--- Begin ---

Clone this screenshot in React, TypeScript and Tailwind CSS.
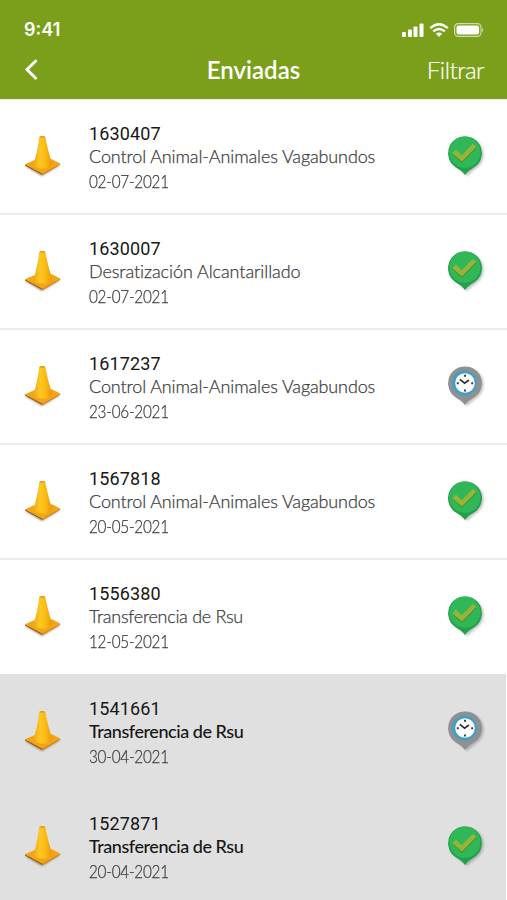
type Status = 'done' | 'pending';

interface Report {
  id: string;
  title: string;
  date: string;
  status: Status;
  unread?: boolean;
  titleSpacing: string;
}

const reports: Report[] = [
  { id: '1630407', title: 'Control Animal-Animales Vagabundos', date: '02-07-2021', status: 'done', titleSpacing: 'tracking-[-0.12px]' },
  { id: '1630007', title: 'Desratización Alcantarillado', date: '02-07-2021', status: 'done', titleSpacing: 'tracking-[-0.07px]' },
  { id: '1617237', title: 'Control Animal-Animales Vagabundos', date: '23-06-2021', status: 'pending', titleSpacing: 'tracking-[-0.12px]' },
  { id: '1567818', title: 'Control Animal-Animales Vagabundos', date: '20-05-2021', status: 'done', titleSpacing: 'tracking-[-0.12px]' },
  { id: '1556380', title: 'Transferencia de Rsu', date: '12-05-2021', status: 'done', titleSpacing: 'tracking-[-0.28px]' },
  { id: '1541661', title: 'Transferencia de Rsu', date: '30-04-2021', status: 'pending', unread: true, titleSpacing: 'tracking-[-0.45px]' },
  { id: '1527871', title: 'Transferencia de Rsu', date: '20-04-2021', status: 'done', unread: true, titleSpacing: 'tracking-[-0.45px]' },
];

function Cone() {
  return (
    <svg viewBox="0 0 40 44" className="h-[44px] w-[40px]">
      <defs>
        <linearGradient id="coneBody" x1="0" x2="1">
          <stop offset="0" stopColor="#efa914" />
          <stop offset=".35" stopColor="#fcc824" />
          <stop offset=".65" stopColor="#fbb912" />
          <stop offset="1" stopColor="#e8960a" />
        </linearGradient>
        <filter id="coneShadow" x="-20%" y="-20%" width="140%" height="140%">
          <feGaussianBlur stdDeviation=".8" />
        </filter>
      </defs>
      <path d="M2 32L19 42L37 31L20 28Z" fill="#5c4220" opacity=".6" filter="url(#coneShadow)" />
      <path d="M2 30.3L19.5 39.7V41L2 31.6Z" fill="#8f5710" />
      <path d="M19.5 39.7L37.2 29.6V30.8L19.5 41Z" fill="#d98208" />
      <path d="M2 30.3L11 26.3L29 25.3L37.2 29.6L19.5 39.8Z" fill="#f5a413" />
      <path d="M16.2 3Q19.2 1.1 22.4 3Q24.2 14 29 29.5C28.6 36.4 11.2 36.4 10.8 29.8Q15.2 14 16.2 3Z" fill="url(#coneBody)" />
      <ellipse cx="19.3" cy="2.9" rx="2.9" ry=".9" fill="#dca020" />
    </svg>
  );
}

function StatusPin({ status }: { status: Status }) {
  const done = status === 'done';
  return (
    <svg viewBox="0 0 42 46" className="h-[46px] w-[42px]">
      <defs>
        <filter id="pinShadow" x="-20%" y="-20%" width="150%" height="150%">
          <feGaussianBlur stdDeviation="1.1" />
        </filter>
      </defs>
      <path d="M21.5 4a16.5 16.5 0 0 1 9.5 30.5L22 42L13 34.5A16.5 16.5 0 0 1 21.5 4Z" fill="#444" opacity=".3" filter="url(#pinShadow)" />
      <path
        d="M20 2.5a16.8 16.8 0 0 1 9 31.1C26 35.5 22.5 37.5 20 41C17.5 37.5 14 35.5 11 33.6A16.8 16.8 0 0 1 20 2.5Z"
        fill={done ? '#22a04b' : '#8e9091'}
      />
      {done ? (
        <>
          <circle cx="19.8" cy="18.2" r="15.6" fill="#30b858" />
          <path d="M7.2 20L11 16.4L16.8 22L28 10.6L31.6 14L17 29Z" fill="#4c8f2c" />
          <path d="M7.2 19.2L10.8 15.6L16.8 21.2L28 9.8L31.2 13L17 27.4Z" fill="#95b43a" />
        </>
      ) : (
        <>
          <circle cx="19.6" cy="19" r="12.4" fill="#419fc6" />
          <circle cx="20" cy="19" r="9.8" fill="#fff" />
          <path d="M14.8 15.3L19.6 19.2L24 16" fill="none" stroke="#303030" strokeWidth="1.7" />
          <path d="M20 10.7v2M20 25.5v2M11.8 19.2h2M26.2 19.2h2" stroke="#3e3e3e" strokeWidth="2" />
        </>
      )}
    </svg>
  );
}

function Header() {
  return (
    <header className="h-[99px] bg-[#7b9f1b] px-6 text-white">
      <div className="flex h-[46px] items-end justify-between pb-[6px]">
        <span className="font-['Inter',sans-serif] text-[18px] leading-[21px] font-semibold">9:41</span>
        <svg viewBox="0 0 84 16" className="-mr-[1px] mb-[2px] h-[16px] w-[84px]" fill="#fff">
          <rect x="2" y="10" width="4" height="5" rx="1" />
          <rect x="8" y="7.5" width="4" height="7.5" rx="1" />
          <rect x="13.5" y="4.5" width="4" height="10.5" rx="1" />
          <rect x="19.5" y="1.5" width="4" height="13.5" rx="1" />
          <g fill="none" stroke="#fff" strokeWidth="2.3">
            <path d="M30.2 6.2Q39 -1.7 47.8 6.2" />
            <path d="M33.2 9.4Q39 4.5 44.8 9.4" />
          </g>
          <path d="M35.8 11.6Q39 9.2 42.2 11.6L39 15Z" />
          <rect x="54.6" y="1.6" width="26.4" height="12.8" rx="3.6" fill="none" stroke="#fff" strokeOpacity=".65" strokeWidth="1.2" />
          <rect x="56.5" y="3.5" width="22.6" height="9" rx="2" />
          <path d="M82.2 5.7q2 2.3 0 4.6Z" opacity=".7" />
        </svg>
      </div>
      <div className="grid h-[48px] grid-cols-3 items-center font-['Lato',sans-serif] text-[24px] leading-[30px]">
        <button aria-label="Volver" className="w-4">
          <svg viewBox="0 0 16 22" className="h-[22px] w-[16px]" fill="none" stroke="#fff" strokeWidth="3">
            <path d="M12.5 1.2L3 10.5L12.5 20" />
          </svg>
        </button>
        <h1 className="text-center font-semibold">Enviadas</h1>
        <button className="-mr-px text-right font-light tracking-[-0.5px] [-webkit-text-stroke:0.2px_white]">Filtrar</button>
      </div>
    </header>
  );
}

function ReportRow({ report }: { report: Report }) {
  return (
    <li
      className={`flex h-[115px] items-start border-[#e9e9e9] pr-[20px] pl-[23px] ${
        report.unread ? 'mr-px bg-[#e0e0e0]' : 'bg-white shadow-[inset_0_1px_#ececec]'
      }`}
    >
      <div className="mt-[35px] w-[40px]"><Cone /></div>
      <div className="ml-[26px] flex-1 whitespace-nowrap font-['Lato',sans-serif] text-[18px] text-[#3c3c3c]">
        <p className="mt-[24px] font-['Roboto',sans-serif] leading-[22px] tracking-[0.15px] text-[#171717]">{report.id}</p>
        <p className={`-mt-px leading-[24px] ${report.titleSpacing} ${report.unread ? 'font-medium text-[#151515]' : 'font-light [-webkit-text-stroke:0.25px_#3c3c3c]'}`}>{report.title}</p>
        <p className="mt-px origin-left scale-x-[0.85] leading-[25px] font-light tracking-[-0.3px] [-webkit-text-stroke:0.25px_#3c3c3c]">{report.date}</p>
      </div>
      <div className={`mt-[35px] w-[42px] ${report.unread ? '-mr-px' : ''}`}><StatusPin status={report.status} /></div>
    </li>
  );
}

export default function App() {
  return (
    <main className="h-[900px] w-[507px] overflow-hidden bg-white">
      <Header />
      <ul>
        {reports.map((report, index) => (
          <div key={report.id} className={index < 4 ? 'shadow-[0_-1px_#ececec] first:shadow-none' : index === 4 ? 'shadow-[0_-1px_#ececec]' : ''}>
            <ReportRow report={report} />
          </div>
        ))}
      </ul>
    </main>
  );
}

--- End ---

● What you are asked to do
Give the data above again in full and unchanged, skipping the pictures.

● Solved exercise
Clone this screenshot in React, TypeScript and Tailwind CSS.
type Status = 'done' | 'pending';

interface Report {
  id: string;
  title: string;
  date: string;
  status: Status;
  unread?: boolean;
  titleSpacing: string;
}

const reports: Report[] = [
  { id: '1630407', title: 'Control Animal-Animales Vagabundos', date: '02-07-2021', status: 'done', titleSpacing: 'tracking-[-0.12px]' },
  { id: '1630007', title: 'Desratización Alcantarillado', date: '02-07-2021', status: 'done', titleSpacing: 'tracking-[-0.07px]' },
  { id: '1617237', title: 'Control Animal-Animales Vagabundos', date: '23-06-2021', status: 'pending', titleSpacing: 'tracking-[-0.12px]' },
  { id: '1567818', title: 'Control Animal-Animales Vagabundos', date: '20-05-2021', status: 'done', titleSpacing: 'tracking-[-0.12px]' },
  { id: '1556380', title: 'Transferencia de Rsu', date: '12-05-2021', status: 'done', titleSpacing: 'tracking-[-0.28px]' },
  { id: '1541661', title: 'Transferencia de Rsu', date: '30-04-2021', status: 'pending', unread: true, titleSpacing: 'tracking-[-0.45px]' },
  { id: '1527871', title: 'Transferencia de Rsu', date: '20-04-2021', status: 'done', unread: true, titleSpacing: 'tracking-[-0.45px]' },
];

function Cone() {
  return (
    <svg viewBox="0 0 40 44" className="h-[44px] w-[40px]">
      <defs>
        <linearGradient id="coneBody" x1="0" x2="1">
          <stop offset="0" stopColor="#efa914" />
          <stop offset=".35" stopColor="#fcc824" />
          <stop offset=".65" stopColor="#fbb912" />
          <stop offset="1" stopColor="#e8960a" />
        </linearGradient>
        <filter id="coneShadow" x="-20%" y="-20%" width="140%" height="140%">
          <feGaussianBlur stdDeviation=".8" />
        </filter>
      </defs>
      <path d="M2 32L19 42L37 31L20 28Z" fill="#5c4220" opacity=".6" filter="url(#coneShadow)" />
      <path d="M2 30.3L19.5 39.7V41L2 31.6Z" fill="#8f5710" />
      <path d="M19.5 39.7L37.2 29.6V30.8L19.5 41Z" fill="#d98208" />
      <path d="M2 30.3L11 26.3L29 25.3L37.2 29.6L19.5 39.8Z" fill="#f5a413" />
      <path d="M16.2 3Q19.2 1.1 22.4 3Q24.2 14 29 29.5C28.6 36.4 11.2 36.4 10.8 29.8Q15.2 14 16.2 3Z" fill="url(#coneBody)" />
      <ellipse cx="19.3" cy="2.9" rx="2.9" ry=".9" fill="#dca020" />
    </svg>
  );
}

function StatusPin({ status }: { status: Status }) {
  const done = status === 'done';
  return (
    <svg viewBox="0 0 42 46" className="h-[46px] w-[42px]">
      <defs>
        <filter id="pinShadow" x="-20%" y="-20%" width="150%" height="150%">
          <feGaussianBlur stdDeviation="1.1" />
        </filter>
      </defs>
      <path d="M21.5 4a16.5 16.5 0 0 1 9.5 30.5L22 42L13 34.5A16.5 16.5 0 0 1 21.5 4Z" fill="#444" opacity=".3" filter="url(#pinShadow)" />
      <path
        d="M20 2.5a16.8 16.8 0 0 1 9 31.1C26 35.5 22.5 37.5 20 41C17.5 37.5 14 35.5 11 33.6A16.8 16.8 0 0 1 20 2.5Z"
        fill={done ? '#22a04b' : '#8e9091'}
      />
      {done ? (
        <>
          <circle cx="19.8" cy="18.2" r="15.6" fill="#30b858" />
          <path d="M7.2 20L11 16.4L16.8 22L28 10.6L31.6 14L17 29Z" fill="#4c8f2c" />
          <path d="M7.2 19.2L10.8 15.6L16.8 21.2L28 9.8L31.2 13L17 27.4Z" fill="#95b43a" />
        </>
      ) : (
        <>
          <circle cx="19.6" cy="19" r="12.4" fill="#419fc6" />
          <circle cx="20" cy="19" r="9.8" fill="#fff" />
          <path d="M14.8 15.3L19.6 19.2L24 16" fill="none" stroke="#303030" strokeWidth="1.7" />
          <path d="M20 10.7v2M20 25.5v2M11.8 19.2h2M26.2 19.2h2" stroke="#3e3e3e" strokeWidth="2" />
        </>
      )}
    </svg>
  );
}

function Header() {
  return (
    <header className="h-[99px] bg-[#7b9f1b] px-6 text-white">
      <div className="flex h-[46px] items-end justify-between pb-[6px]">
        <span className="font-['Inter',sans-serif] text-[18px] leading-[21px] font-semibold">9:41</span>
        <svg viewBox="0 0 84 16" className="-mr-[1px] mb-[2px] h-[16px] w-[84px]" fill="#fff">
          <rect x="2" y="10" width="4" height="5" rx="1" />
          <rect x="8" y="7.5" width="4" height="7.5" rx="1" />
          <rect x="13.5" y="4.5" width="4" height="10.5" rx="1" />
          <rect x="19.5" y="1.5" width="4" height="13.5" rx="1" />
          <g fill="none" stroke="#fff" strokeWidth="2.3">
            <path d="M30.2 6.2Q39 -1.7 47.8 6.2" />
            <path d="M33.2 9.4Q39 4.5 44.8 9.4" />
          </g>
          <path d="M35.8 11.6Q39 9.2 42.2 11.6L39 15Z" />
          <rect x="54.6" y="1.6" width="26.4" height="12.8" rx="3.6" fill="none" stroke="#fff" strokeOpacity=".65" strokeWidth="1.2" />
          <rect x="56.5" y="3.5" width="22.6" height="9" rx="2" />
          <path d="M82.2 5.7q2 2.3 0 4.6Z" opacity=".7" />
        </svg>
      </div>
      <div className="grid h-[48px] grid-cols-3 items-center font-['Lato',sans-serif] text-[24px] leading-[30px]">
        <button aria-label="Volver" className="w-4">
          <svg viewBox="0 0 16 22" className="h-[22px] w-[16px]" fill="none" stroke="#fff" strokeWidth="3">
            <path d="M12.5 1.2L3 10.5L12.5 20" />
          </svg>
        </button>
        <h1 className="text-center font-semibold">Enviadas</h1>
        <button className="-mr-px text-right font-light tracking-[-0.5px] [-webkit-text-stroke:0.2px_white]">Filtrar</button>
      </div>
    </header>
  );
}

function ReportRow({ report }: { report: Report }) {
  return (
    <li
      className={`flex h-[115px] items-start border-[#e9e9e9] pr-[20px] pl-[23px] ${
        report.unread ? 'mr-px bg-[#e0e0e0]' : 'bg-white shadow-[inset_0_1px_#ececec]'
      }`}
    >
      <div className="mt-[35px] w-[40px]"><Cone /></div>
      <div className="ml-[26px] flex-1 whitespace-nowrap font-['Lato',sans-serif] text-[18px] text-[#3c3c3c]">
        <p className="mt-[24px] font-['Roboto',sans-serif] leading-[22px] tracking-[0.15px] text-[#171717]">{report.id}</p>
        <p className={`-mt-px leading-[24px] ${report.titleSpacing} ${report.unread ? 'font-medium text-[#151515]' : 'font-light [-webkit-text-stroke:0.25px_#3c3c3c]'}`}>{report.title}</p>
        <p className="mt-px origin-left scale-x-[0.85] leading-[25px] font-light tracking-[-0.3px] [-webkit-text-stroke:0.25px_#3c3c3c]">{report.date}</p>
      </div>
      <div className={`mt-[35px] w-[42px] ${report.unread ? '-mr-px' : ''}`}><StatusPin status={report.status} /></div>
    </li>
  );
}

export default function App() {
  return (
    <main className="h-[900px] w-[507px] overflow-hidden bg-white">
      <Header />
      <ul>
        {reports.map((report, index) => (
          <div key={report.id} className={index < 4 ? 'shadow-[0_-1px_#ececec] first:shadow-none' : index === 4 ? 'shadow-[0_-1px_#ececec]' : ''}>
            <ReportRow report={report} />
          </div>
        ))}
      </ul>
    </main>
  );
}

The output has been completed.